Residual standard error: 6.522 on 248 degrees of freedom
Multiple R-squared:  0.005118,  Adjusted R-squared:  0.001107 
F-statistic: 1.276 on 1 and 248 DF,  p-value: 0.2598

The value of the observed test statistic, is 1.13, when rounded to two decimal places.

Note: The observed test statistic for regression coefficients equals \(\widehat{\beta}\) divided by the standard error of \(\widehat{\beta}\). Here, it equals 1.132212/1.002369 = 1.13, which is exactly what R provides as the t-value for the coefficient of the variable died, that is, the value in the cell in the second row, third column of the table above.

What is the associated p-value?

The associated p-value is 2.597630e-01, which is 0.260. The notation -01 indicates that we need to divide the value returned by 10 to give the correct number.

We can interpret this as indicating that, if the null hypothesis were true, the probability of observing a test statistic equal to or larger than 1.13 (in absolute value) is about 26% (0.260 * 100 = 26%). This is quite a large probability, well above 5%, so we find no sufficient evidence to reject the null hypothesis.

Now, let’s answer the question: Is the effect statistically significant at the 5% level? Please provide your reasoning.

No, the effect is not statistically significant at the 5% level.
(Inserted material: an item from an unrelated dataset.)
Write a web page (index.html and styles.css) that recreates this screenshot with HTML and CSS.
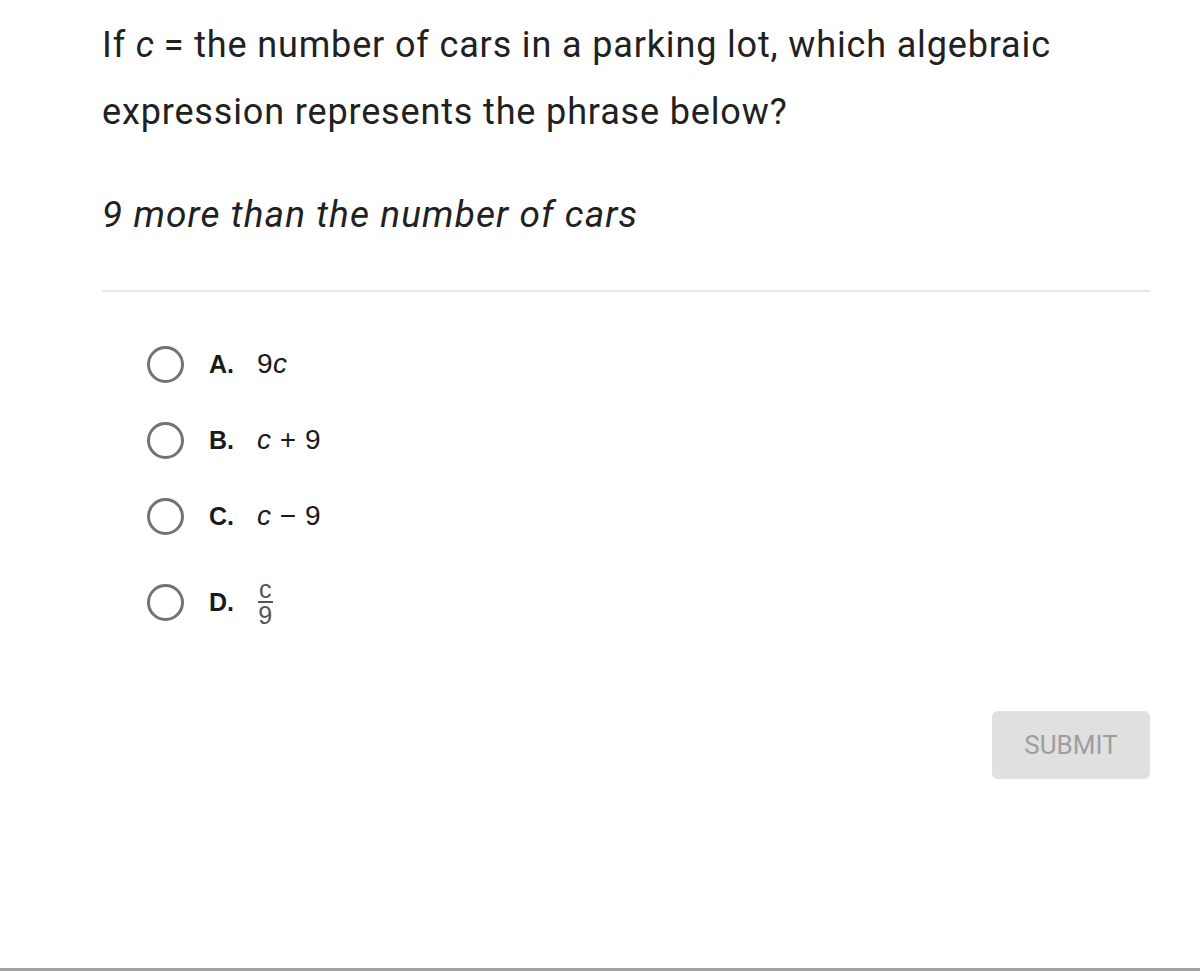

Because (a) the absolute value of the observed test statistic is lower than 1.96 (1.13<1.96), and/or (b) the p-value is greater than 0.05 (0.260>0.05), we find no evidence to reject the null hypothesis and conclude that on average, a leaders’ death after an assassination attempt has no causal effect on the average level of democracy observed in the nation they govern at the population level.

In other words, we find no evidence to conclude that the death of a leader after an assassination attempt is likely to have an average effect different than zero on the average level of democracy observed in the nation they govern, at the population level.

Note: You do not need to provide both reasons, (a) and (b). One of them suffices since both procedures should lead to the same conclusion.